╔══

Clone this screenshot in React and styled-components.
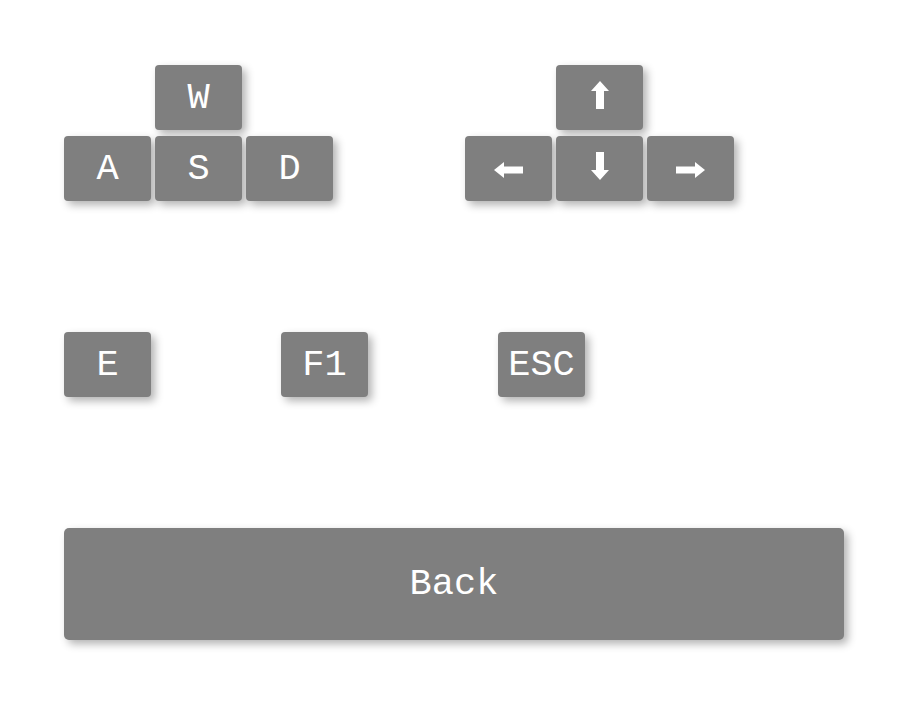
import styled, { createGlobalStyle } from "styled-components";

const GlobalStyle = createGlobalStyle`
  html, body {
    margin: 0;
    padding: 0;
    background: #ffffff;
  }
`;

const Page = styled.div`
  width: 910px;
  height: 705px;
  box-sizing: border-box;
  padding: 65px 0 0 64px;
  font-family: "Liberation Mono", "Cousine", monospace;
  display: flex;
  flex-direction: column;
`;

const ClusterRow = styled.div`
  display: flex;
  gap: 132px;
`;

const Cluster = styled.div`
  display: grid;
  grid-template-columns: repeat(3, 87px);
  grid-template-rows: 65px 65px;
  column-gap: 4px;
  row-gap: 6px;
`;

const KeyRow = styled.div`
  display: flex;
  gap: 130px;
  margin-top: 131px;
`;

const Key = styled.div`
  width: 87px;
  height: 65px;
  grid-column: ${(p) => p.col || "auto"};
  grid-row: ${(p) => p.row || "auto"};
  background: #7f7f7f;
  border-radius: 4px;
  box-shadow: 4px 4px 8px rgba(0, 0, 0, 0.3);
  color: #ffffff;
  font-size: 37px;
  display: flex;
  align-items: center;
  justify-content: center;
`;

const BackButton = styled.button`
  margin-top: 131px;
  width: 780px;
  height: 112px;
  border: 0;
  border-radius: 5px;
  background: #7f7f7f;
  box-shadow: 4px 4px 9px rgba(0, 0, 0, 0.3);
  color: #ffffff;
  font-family: "Liberation Mono", "Cousine", monospace;
  font-size: 37px;
  padding: 0;
`;

const ArrowSvg = styled.svg`
  display: block;
  margin-bottom: ${(p) => (p.$vertical ? "6px" : "-2px")};
`;

const paths = {
  up: "M9 0 L18 10 L13 10 L13 28 L5 28 L5 10 L0 10 Z",
  down: "M9 28 L18 18 L13 18 L13 0 L5 0 L5 18 L0 18 Z",
  right: "M29 8 L19 0 L19 4.5 L0 4.5 L0 11.5 L19 11.5 L19 16 Z",
  left: "M0 8 L10 0 L10 4.5 L29 4.5 L29 11.5 L10 11.5 L10 16 Z",
};

function Arrow({ dir }) {
  const vertical = dir === "up" || dir === "down";
  return (
    <ArrowSvg
      $vertical={vertical}
      width={vertical ? 18 : 29}
      height={vertical ? 28 : 16}
      viewBox={vertical ? "0 0 18 28" : "0 0 29 16"}
    >
      <path d={paths[dir]} fill="#fff" />
    </ArrowSvg>
  );
}

function App() {
  return (
    <>
      <GlobalStyle />
      <Page>
        <ClusterRow>
          <Cluster>
            <Key col="2" row="1">W</Key>
            <Key col="1" row="2">A</Key>
            <Key col="2" row="2">S</Key>
            <Key col="3" row="2">D</Key>
          </Cluster>
          <Cluster>
            <Key col="2" row="1"><Arrow dir="up" /></Key>
            <Key col="1" row="2"><Arrow dir="left" /></Key>
            <Key col="2" row="2"><Arrow dir="down" /></Key>
            <Key col="3" row="2"><Arrow dir="right" /></Key>
          </Cluster>
        </ClusterRow>
        <KeyRow>
          <Key>E</Key>
          <Key>F1</Key>
          <Key>ESC</Key>
        </KeyRow>
        <BackButton>Back</BackButton>
      </Page>
    </>
  );
}

export default App;
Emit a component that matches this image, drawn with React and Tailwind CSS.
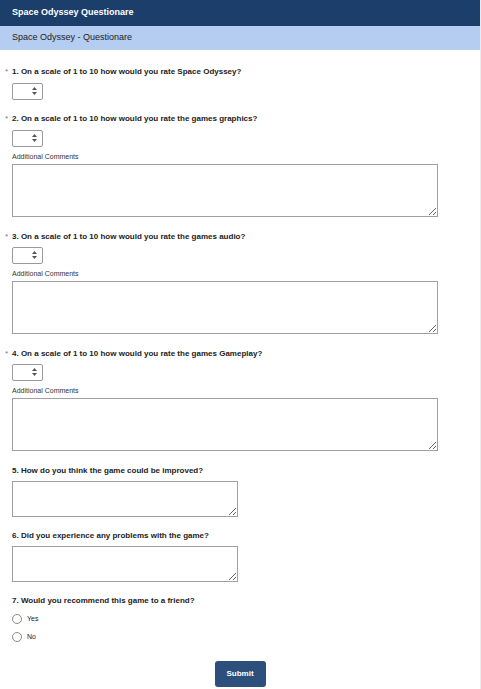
import React, { useState } from 'react';

const font = { fontFamily: '"Liberation Sans", Arial, sans-serif' };

const Arrows = () => (
  <svg width="5" height="8" viewBox="0 0 5 8" className="pointer-events-none absolute right-[6px] top-[4px]">
    <path d="M2.5 0 L5 3 L0 3 Z" fill="#555" />
    <path d="M2.5 8 L5 5 L0 5 Z" fill="#555" />
  </svg>
);

const Rating = () => (
  <div className="relative w-[31px] h-[17px]">
    <select className="block appearance-none w-full h-full p-0 border border-[#9a9a9a] rounded-[2px] bg-white text-[8px] outline-none">
      <option value=""></option>
      {[1, 2, 3, 4, 5, 6, 7, 8, 9, 10].map((n) => (
        <option key={n} value={n}>{n}</option>
      ))}
    </select>
    <Arrows />
  </div>
);

const Label = ({ required, children, className = '' }) => (
  <div className={`flex items-center text-[8px] leading-[10px] font-bold text-[#222] ${className}`}>
    {required && <span className="w-[7px] -ml-[7px] text-[#777] font-normal">*</span>}
    <span>{children}</span>
  </div>
);

const Comments = () => (
  <>
    <div className="mt-[6px] text-[7px] leading-[8px] text-[#333]">Additional Comments</div>
    <textarea className="block mt-[3px] w-[426px] h-[53px] border border-[#a0a0a0] outline-none" />
  </>
);

const App = () => {
  const [recommend, setRecommend] = useState('');

  return (
    <div className="min-h-[689px] w-full bg-white border-r border-[#ececec]" style={font}>
      <div className="h-[26px] bg-[#1b3e6b] px-3 flex items-center text-white text-[9px] font-bold">
        Space Odyssey Questionare
      </div>
      <div className="h-[24px] bg-[#b4cdf1] px-3 flex items-center text-[#222] text-[9px]">
        Space Odyssey - Questionare
      </div>

      <form className="px-3 pt-[17px] pb-[3px]" onSubmit={(e) => e.preventDefault()}>
        {/* Q1 */}
        <Label required>1. On a scale of 1 to 10 how would you rate Space Odyssey?</Label>
        <div className="mt-[6px]"><Rating /></div>

        {/* Q2 */}
        <Label required className="mt-[14px]">2. On a scale of 1 to 10 how would you rate the games graphics?</Label>
        <div className="mt-[6px]"><Rating /></div>
        <Comments />

        {/* Q3 */}
        <Label required className="mt-[15px]">3. On a scale of 1 to 10 how would you rate the games audio?</Label>
        <div className="mt-[5px]"><Rating /></div>
        <Comments />

        {/* Q4 */}
        <Label required className="mt-[15px]">4. On a scale of 1 to 10 how would you rate the games Gameplay?</Label>
        <div className="mt-[5px]"><Rating /></div>
        <Comments />

        {/* Q5 */}
        <Label className="mt-[15px]">5. How do you think the game could be improved?</Label>
        <textarea className="block mt-[5px] w-[226px] h-[36px] border border-[#a0a0a0] outline-none" />

        {/* Q6 */}
        <Label className="mt-[14px]">6. Did you experience any problems with the game?</Label>
        <textarea className="block mt-[5px] w-[226px] h-[36px] border border-[#a0a0a0] outline-none" />

        {/* Q7 */}
        <Label className="mt-[14px]">7. Would you recommend this game to a friend?</Label>
        <div className="mt-[8px] flex flex-col gap-[8px]">
          {['Yes', 'No'].map((opt) => (
            <label key={opt} className="flex items-center gap-[5px] text-[7px] leading-[10px] text-[#222]">
              <input
                type="radio"
                name="recommend"
                checked={recommend === opt}
                onChange={() => setRecommend(opt)}
                className="appearance-none m-0 w-[10px] h-[10px] rounded-full border border-[#8a8a8a] bg-white checked:bg-[#2d4f7c]"
              />
              {opt}
            </label>
          ))}
        </div>

        <div className="mt-[19px] flex justify-center">
          <button
            type="submit"
            className="w-[51px] h-[26px] rounded-[3px] bg-[#2d4f7c] text-white text-[8px] font-bold"
          >
            Submit
          </button>
        </div>
      </form>
    </div>
  );
};

export default App;
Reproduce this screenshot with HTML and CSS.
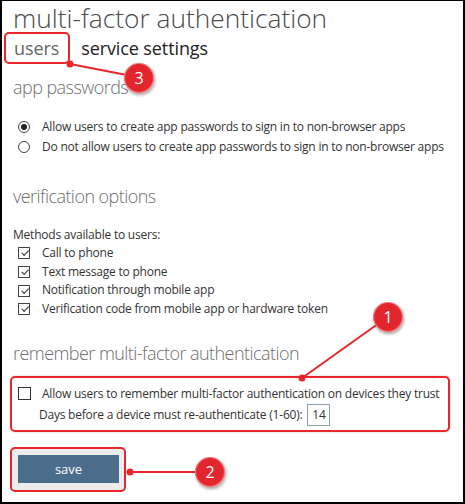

╚══

• **What to work on**
Pull out every line of the records above that contains the word "React".

• **Full response**
Clone this screenshot in React and styled-components.
Emit a component that matches this image, drawn with React and Tailwind CSS.
import React, { useState } from 'react';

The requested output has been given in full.